**Dataset records:**
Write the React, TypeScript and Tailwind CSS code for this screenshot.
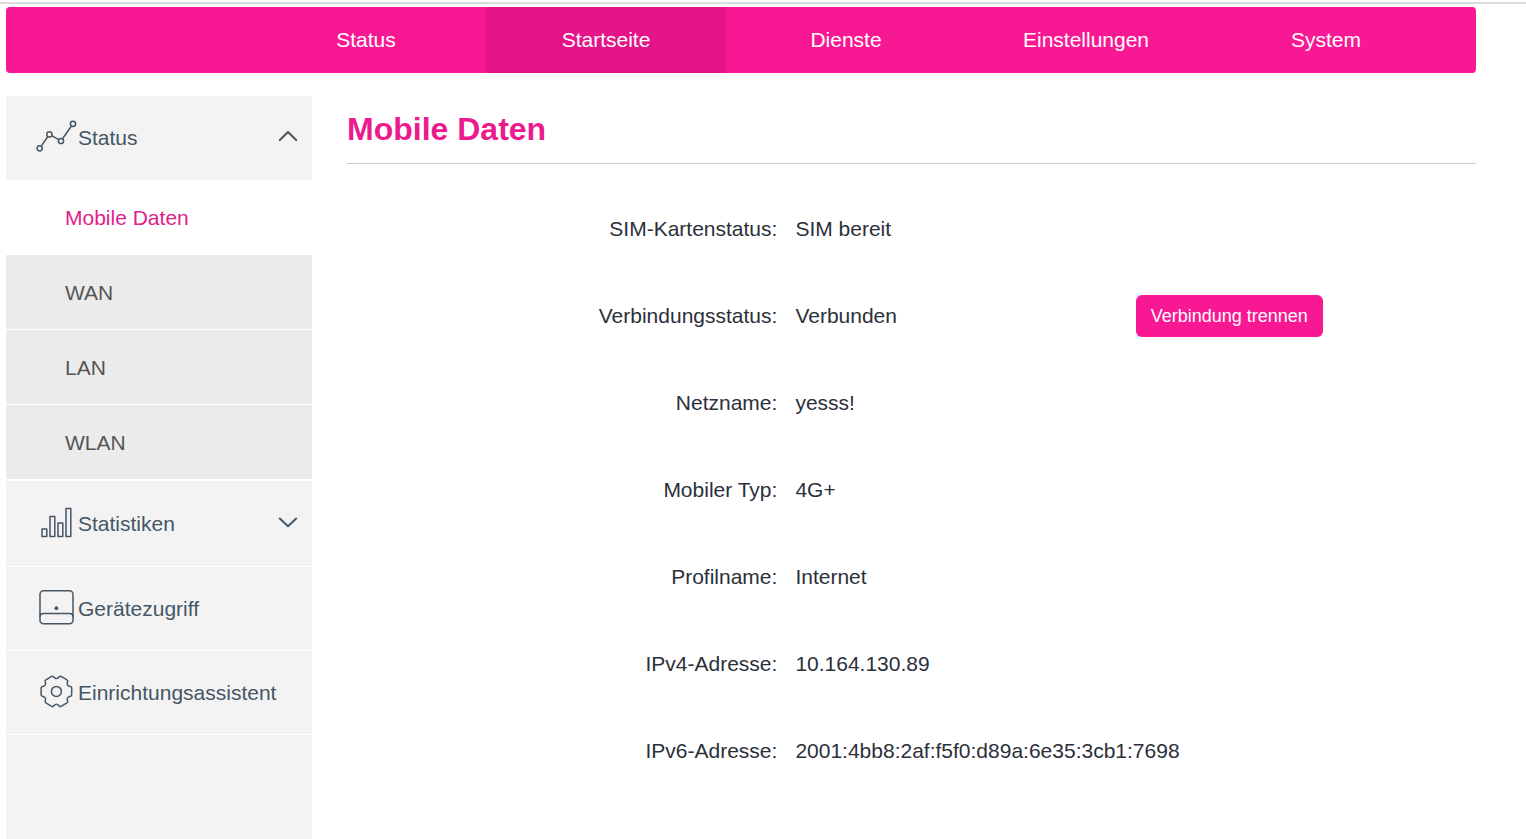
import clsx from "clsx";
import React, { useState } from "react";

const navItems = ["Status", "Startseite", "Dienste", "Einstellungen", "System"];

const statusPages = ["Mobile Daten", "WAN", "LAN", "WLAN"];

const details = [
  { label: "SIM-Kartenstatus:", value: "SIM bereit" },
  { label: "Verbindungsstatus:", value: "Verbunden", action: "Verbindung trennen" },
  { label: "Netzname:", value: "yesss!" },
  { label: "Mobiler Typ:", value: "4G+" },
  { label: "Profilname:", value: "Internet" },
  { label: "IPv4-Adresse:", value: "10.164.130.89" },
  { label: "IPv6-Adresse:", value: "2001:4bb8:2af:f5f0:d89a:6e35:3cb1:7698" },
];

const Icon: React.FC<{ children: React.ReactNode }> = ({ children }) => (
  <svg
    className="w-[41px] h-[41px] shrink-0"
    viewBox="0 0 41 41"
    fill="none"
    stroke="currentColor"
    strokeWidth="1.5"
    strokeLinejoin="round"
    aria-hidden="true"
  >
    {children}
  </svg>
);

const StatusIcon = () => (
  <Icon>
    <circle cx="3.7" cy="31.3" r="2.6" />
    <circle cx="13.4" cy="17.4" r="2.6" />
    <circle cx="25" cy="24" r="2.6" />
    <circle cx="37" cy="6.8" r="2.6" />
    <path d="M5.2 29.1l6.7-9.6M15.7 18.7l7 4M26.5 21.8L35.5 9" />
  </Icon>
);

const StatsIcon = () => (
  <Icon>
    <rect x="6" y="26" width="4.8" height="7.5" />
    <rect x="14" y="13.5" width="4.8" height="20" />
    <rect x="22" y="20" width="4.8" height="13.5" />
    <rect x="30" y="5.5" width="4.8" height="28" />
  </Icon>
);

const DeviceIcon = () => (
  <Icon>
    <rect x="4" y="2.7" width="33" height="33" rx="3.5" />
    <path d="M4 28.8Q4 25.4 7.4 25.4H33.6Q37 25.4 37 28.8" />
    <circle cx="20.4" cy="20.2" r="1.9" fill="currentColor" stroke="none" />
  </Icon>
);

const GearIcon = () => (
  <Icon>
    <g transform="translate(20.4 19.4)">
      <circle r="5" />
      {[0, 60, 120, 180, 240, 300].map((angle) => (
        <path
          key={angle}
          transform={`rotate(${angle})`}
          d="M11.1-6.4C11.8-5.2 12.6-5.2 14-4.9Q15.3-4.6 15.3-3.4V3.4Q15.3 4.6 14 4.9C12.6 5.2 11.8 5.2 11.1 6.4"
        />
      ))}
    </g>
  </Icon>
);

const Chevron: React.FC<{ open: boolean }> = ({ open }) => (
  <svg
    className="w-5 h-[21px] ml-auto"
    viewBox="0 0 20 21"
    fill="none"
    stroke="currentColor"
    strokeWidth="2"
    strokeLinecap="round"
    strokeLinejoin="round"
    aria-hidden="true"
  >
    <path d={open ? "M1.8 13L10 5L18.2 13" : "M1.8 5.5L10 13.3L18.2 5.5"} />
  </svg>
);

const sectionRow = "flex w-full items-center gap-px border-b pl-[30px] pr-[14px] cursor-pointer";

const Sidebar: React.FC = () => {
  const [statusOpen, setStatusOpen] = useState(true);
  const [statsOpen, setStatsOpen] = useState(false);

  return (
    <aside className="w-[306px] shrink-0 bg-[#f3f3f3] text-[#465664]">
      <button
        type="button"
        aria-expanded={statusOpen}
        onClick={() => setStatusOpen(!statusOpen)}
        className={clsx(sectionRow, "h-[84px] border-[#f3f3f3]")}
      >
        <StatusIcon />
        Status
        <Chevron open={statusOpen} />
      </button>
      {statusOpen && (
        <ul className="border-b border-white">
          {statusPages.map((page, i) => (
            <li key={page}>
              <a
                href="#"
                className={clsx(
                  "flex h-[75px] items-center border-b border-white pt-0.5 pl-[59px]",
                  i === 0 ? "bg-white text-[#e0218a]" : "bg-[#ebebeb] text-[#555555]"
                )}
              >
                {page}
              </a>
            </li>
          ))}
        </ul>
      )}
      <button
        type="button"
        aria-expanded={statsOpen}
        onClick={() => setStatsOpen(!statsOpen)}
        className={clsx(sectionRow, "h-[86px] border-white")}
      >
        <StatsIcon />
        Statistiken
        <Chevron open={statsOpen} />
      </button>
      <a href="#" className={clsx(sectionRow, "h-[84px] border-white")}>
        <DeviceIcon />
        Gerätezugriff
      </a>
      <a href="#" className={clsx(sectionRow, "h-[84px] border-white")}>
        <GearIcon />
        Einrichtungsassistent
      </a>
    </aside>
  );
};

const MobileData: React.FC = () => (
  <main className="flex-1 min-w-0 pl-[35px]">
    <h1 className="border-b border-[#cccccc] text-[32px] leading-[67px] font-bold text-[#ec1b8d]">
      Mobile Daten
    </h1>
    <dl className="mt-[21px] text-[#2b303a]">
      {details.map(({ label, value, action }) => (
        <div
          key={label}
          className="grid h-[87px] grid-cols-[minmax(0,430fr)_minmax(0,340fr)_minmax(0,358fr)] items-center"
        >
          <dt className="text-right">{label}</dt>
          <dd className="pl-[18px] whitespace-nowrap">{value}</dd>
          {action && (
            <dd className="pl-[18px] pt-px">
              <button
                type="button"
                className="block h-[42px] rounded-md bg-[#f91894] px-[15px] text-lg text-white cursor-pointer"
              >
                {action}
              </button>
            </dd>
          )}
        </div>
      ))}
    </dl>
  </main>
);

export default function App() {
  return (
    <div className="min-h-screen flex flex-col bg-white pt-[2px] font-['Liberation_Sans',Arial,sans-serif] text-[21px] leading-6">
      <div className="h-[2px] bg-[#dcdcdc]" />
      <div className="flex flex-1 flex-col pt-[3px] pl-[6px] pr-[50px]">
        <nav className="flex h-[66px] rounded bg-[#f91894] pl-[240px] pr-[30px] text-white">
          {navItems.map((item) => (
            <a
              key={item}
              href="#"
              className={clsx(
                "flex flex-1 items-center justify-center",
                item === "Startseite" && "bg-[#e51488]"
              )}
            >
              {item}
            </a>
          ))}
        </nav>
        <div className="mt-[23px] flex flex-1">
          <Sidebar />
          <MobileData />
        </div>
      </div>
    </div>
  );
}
--
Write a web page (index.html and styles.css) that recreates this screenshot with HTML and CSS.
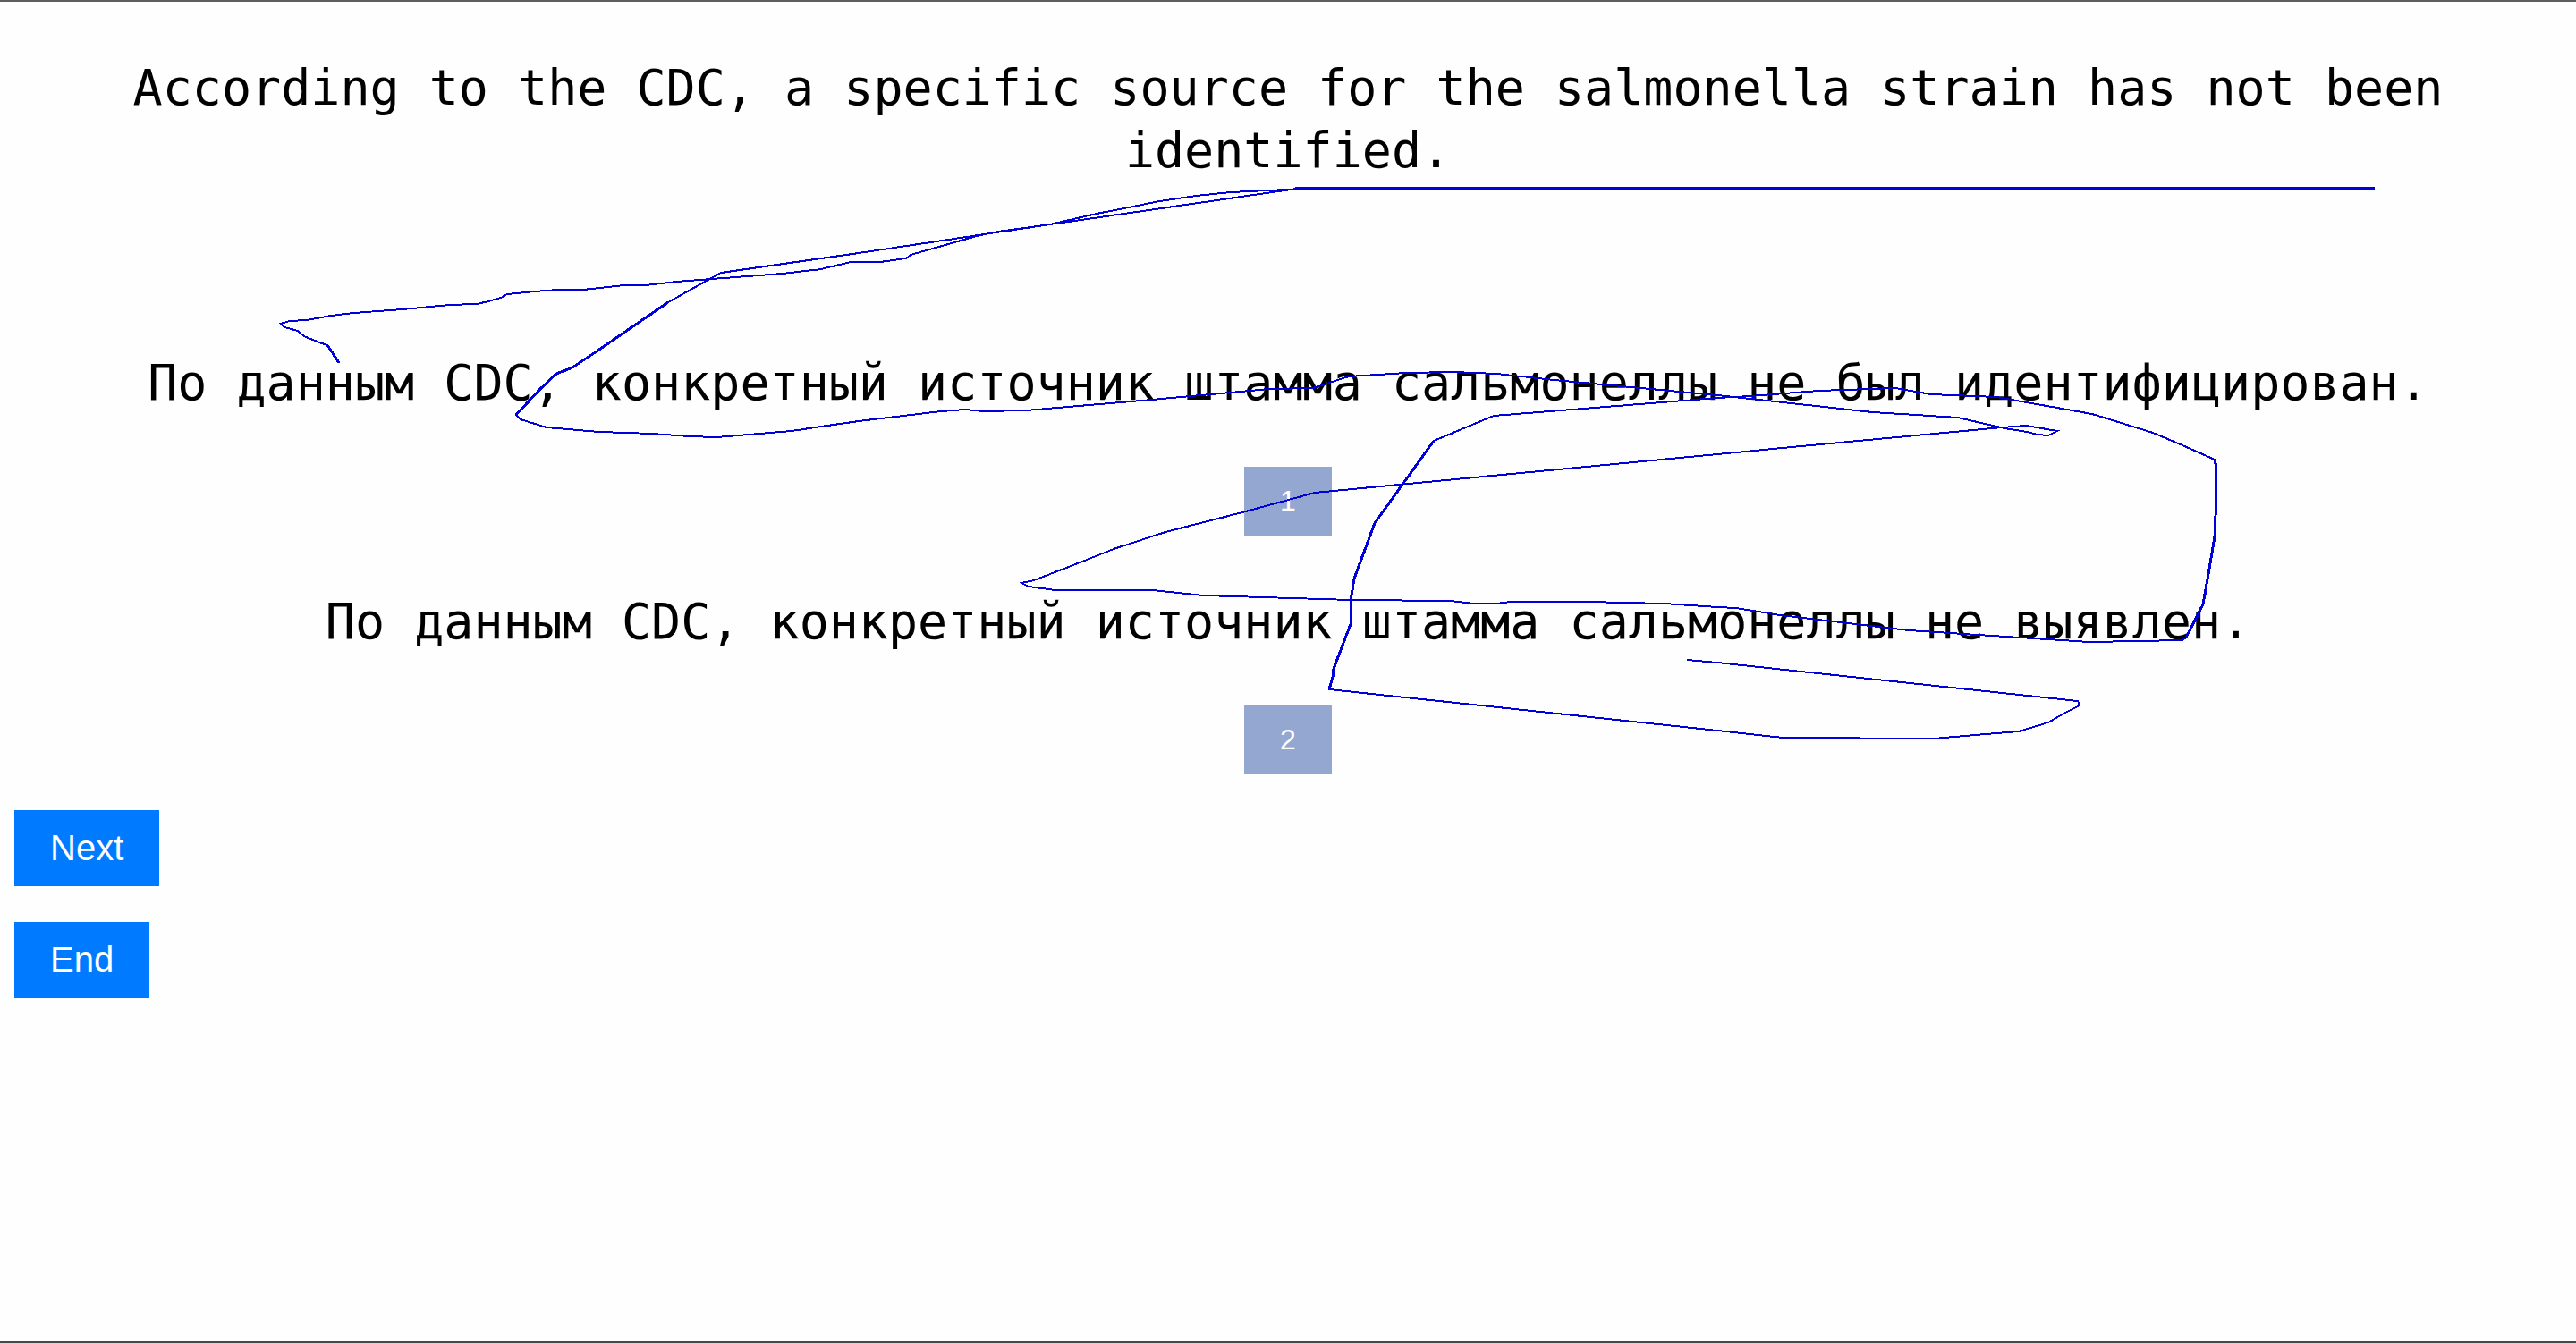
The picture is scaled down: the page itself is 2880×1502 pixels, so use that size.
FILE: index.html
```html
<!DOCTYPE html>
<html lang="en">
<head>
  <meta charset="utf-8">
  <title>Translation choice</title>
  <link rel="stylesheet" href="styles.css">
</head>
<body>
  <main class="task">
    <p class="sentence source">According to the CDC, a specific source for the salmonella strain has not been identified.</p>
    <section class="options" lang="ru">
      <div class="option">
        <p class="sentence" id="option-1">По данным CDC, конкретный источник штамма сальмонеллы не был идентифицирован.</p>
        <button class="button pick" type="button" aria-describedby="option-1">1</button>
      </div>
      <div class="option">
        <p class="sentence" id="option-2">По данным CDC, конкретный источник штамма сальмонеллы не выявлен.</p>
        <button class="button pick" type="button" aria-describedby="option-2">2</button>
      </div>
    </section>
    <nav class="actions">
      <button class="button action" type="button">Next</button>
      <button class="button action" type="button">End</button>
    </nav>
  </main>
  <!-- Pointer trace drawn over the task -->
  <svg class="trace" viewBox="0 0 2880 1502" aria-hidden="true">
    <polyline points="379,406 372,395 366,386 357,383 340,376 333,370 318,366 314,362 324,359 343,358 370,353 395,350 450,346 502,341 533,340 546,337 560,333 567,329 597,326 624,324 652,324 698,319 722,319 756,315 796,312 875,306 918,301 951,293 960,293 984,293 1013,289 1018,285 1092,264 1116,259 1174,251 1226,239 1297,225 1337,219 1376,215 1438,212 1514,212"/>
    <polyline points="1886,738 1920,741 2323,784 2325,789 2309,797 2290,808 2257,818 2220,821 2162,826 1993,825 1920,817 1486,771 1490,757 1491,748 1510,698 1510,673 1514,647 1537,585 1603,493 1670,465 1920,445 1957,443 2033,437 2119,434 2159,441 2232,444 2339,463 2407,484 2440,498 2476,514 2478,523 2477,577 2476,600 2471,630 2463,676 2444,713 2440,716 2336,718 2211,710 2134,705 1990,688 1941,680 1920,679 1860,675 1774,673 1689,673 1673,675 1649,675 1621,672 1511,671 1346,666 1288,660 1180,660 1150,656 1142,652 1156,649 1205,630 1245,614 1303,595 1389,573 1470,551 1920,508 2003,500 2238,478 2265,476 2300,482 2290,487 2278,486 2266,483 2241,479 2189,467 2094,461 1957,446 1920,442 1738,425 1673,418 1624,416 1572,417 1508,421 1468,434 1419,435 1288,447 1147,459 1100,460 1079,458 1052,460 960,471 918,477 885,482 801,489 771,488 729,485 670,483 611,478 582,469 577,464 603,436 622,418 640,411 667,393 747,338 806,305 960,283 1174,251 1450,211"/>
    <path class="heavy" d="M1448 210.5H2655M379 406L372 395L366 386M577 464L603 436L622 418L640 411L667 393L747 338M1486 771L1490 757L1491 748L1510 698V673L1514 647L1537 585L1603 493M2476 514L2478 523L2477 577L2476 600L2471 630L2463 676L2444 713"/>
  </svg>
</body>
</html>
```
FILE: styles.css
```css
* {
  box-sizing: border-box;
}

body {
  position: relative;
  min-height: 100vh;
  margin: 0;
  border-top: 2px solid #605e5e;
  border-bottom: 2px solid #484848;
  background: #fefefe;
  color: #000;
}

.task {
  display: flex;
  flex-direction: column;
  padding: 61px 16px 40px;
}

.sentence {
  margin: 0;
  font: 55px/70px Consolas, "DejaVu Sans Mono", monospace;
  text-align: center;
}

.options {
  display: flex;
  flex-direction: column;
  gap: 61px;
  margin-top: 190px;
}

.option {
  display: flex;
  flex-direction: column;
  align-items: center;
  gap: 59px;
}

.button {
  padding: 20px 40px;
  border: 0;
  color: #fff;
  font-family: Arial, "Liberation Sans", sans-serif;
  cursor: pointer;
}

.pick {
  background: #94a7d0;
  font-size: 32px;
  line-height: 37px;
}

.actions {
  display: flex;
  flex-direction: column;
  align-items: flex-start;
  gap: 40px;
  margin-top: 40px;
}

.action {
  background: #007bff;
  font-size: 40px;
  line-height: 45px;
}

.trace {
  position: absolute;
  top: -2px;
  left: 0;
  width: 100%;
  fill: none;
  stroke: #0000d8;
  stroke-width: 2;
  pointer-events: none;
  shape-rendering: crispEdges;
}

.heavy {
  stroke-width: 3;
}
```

**To do:** Identify the lines of the data that contain the word "size". Copy each of them.

**The result:**
The picture is scaled down: the page itself is 2880×1502 pixels, so use that size.
  font-size: 32px;
  font-size: 40px;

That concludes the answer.